Instructions to follow: Identify every line in the records below that contains the word "this", and copy each of those lines.
===== Records for the task
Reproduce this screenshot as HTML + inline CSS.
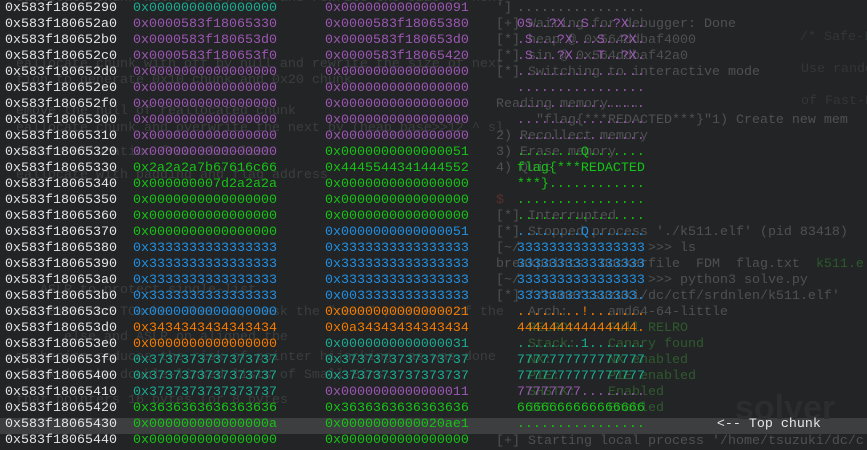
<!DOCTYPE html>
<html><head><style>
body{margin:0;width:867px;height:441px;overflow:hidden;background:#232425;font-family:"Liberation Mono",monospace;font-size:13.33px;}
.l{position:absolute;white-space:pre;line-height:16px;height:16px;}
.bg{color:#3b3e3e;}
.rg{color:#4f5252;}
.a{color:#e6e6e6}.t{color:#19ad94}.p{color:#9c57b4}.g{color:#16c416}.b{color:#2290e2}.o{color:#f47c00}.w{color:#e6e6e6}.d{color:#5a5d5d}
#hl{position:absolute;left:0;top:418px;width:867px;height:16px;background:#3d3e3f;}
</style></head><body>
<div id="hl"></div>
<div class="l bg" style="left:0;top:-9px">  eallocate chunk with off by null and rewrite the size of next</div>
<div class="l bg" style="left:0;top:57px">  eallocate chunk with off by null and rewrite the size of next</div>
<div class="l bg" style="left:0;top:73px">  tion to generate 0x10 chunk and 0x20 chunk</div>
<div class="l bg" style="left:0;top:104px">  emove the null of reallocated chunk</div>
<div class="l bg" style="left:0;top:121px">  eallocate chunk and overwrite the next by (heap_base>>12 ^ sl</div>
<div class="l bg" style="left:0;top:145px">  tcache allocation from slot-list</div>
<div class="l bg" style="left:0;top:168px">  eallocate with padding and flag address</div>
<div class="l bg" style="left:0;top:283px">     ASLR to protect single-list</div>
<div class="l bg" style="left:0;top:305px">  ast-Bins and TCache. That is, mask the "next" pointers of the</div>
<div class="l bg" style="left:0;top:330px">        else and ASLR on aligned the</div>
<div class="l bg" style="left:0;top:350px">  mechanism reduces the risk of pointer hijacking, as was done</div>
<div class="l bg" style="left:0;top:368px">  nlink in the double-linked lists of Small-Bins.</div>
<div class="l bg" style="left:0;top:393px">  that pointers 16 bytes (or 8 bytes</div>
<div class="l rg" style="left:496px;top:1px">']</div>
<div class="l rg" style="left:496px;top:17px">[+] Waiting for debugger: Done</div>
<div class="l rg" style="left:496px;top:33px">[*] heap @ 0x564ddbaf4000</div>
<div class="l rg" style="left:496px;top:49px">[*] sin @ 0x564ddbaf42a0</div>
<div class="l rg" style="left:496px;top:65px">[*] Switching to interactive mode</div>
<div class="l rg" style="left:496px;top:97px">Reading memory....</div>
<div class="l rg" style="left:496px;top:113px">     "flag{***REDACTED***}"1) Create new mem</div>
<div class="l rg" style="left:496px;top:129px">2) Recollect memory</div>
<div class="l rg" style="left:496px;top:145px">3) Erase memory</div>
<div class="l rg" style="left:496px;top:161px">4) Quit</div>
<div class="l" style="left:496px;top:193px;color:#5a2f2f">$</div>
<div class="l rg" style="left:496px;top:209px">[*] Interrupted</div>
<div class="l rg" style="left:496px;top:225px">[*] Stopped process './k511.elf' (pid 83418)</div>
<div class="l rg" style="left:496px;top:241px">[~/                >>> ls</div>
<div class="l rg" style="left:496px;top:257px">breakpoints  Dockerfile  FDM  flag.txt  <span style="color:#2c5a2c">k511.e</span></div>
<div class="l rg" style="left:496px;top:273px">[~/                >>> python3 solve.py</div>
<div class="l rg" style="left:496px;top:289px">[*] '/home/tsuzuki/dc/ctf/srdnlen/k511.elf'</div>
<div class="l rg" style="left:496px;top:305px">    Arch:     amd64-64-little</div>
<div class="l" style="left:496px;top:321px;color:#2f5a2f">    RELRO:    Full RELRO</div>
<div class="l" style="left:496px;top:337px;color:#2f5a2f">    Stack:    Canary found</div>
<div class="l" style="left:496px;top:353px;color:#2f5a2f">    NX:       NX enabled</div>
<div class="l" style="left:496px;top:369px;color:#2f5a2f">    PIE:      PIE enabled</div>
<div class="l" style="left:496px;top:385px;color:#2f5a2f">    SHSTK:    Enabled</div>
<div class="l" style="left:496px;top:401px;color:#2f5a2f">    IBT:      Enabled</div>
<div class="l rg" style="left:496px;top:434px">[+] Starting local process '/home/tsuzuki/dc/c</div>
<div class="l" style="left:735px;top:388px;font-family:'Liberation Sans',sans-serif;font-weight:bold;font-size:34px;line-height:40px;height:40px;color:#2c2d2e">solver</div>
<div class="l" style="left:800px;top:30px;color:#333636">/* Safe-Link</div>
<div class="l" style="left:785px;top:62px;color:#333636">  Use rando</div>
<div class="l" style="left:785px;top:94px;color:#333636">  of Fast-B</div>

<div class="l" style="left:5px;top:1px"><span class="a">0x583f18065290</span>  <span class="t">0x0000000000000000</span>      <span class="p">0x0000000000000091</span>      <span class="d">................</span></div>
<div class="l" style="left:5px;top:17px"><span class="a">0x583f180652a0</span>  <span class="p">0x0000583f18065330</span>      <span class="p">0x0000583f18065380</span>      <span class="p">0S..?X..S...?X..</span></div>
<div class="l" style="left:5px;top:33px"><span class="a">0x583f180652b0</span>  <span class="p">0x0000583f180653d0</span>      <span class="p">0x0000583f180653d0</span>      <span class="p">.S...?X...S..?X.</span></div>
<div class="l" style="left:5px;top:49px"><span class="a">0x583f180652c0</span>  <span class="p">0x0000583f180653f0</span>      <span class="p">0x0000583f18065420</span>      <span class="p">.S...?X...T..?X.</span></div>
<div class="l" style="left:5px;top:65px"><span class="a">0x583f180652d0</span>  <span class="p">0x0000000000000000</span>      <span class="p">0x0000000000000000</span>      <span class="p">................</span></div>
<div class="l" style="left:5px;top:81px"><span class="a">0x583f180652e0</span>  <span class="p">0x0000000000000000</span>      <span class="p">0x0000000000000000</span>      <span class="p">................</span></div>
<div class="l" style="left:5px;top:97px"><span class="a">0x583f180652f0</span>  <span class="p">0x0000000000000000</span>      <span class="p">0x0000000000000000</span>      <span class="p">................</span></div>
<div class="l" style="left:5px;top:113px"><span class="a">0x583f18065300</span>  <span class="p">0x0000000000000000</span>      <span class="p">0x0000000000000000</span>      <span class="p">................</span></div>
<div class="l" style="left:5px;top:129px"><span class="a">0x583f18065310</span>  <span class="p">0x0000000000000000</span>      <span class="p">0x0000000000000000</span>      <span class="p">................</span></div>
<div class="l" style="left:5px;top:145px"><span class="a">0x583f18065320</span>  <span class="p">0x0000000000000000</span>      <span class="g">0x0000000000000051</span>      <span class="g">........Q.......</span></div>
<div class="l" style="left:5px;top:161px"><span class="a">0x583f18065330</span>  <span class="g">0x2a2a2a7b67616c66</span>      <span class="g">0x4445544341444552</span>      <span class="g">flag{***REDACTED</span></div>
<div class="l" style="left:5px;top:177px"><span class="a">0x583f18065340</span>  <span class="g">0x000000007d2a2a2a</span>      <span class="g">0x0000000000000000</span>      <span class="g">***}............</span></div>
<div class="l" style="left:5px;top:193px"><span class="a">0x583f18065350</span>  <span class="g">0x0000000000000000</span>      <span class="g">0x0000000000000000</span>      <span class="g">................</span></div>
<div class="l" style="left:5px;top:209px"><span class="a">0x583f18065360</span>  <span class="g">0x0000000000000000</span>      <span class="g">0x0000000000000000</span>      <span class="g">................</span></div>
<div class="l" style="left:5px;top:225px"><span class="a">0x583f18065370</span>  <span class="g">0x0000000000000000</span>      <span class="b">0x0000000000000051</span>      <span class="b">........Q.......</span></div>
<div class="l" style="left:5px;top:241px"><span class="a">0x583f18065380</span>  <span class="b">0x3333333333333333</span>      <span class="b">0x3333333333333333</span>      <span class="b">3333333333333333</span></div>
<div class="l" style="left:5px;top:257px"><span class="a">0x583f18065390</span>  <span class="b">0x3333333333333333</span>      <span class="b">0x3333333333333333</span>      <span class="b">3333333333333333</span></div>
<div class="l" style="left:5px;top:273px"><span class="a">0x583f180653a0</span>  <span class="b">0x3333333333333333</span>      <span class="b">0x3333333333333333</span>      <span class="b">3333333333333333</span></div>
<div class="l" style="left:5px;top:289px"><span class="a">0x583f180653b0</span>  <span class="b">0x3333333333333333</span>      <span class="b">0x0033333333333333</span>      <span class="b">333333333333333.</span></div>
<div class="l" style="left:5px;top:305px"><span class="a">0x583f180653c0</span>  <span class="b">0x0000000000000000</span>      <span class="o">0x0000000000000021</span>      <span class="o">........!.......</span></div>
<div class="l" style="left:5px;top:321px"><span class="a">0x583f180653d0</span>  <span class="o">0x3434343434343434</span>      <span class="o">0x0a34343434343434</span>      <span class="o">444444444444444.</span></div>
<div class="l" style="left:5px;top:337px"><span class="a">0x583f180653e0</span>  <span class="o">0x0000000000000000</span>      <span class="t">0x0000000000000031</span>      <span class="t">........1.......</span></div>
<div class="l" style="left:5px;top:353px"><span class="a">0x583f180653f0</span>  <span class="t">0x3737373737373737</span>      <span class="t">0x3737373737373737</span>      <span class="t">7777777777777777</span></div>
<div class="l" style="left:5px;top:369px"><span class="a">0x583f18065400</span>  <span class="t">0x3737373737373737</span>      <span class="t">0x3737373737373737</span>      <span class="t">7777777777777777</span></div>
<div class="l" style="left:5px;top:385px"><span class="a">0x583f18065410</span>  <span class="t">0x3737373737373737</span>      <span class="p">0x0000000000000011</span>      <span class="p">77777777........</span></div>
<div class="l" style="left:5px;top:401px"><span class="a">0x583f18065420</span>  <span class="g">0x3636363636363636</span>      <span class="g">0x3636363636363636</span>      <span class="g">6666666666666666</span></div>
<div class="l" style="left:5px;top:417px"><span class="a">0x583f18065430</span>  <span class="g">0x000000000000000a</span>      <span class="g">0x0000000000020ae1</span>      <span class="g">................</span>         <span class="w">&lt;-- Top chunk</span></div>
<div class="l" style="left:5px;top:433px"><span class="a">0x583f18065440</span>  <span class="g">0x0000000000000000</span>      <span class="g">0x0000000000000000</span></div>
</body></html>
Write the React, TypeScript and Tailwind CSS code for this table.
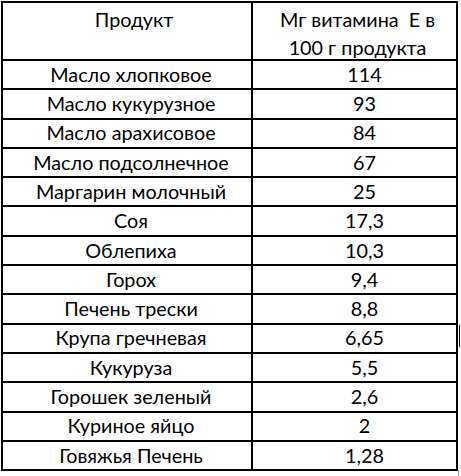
==========
Exercise response:
Reproduce this screenshot as HTML + inline CSS.
Write the React, TypeScript and Tailwind CSS code for this table.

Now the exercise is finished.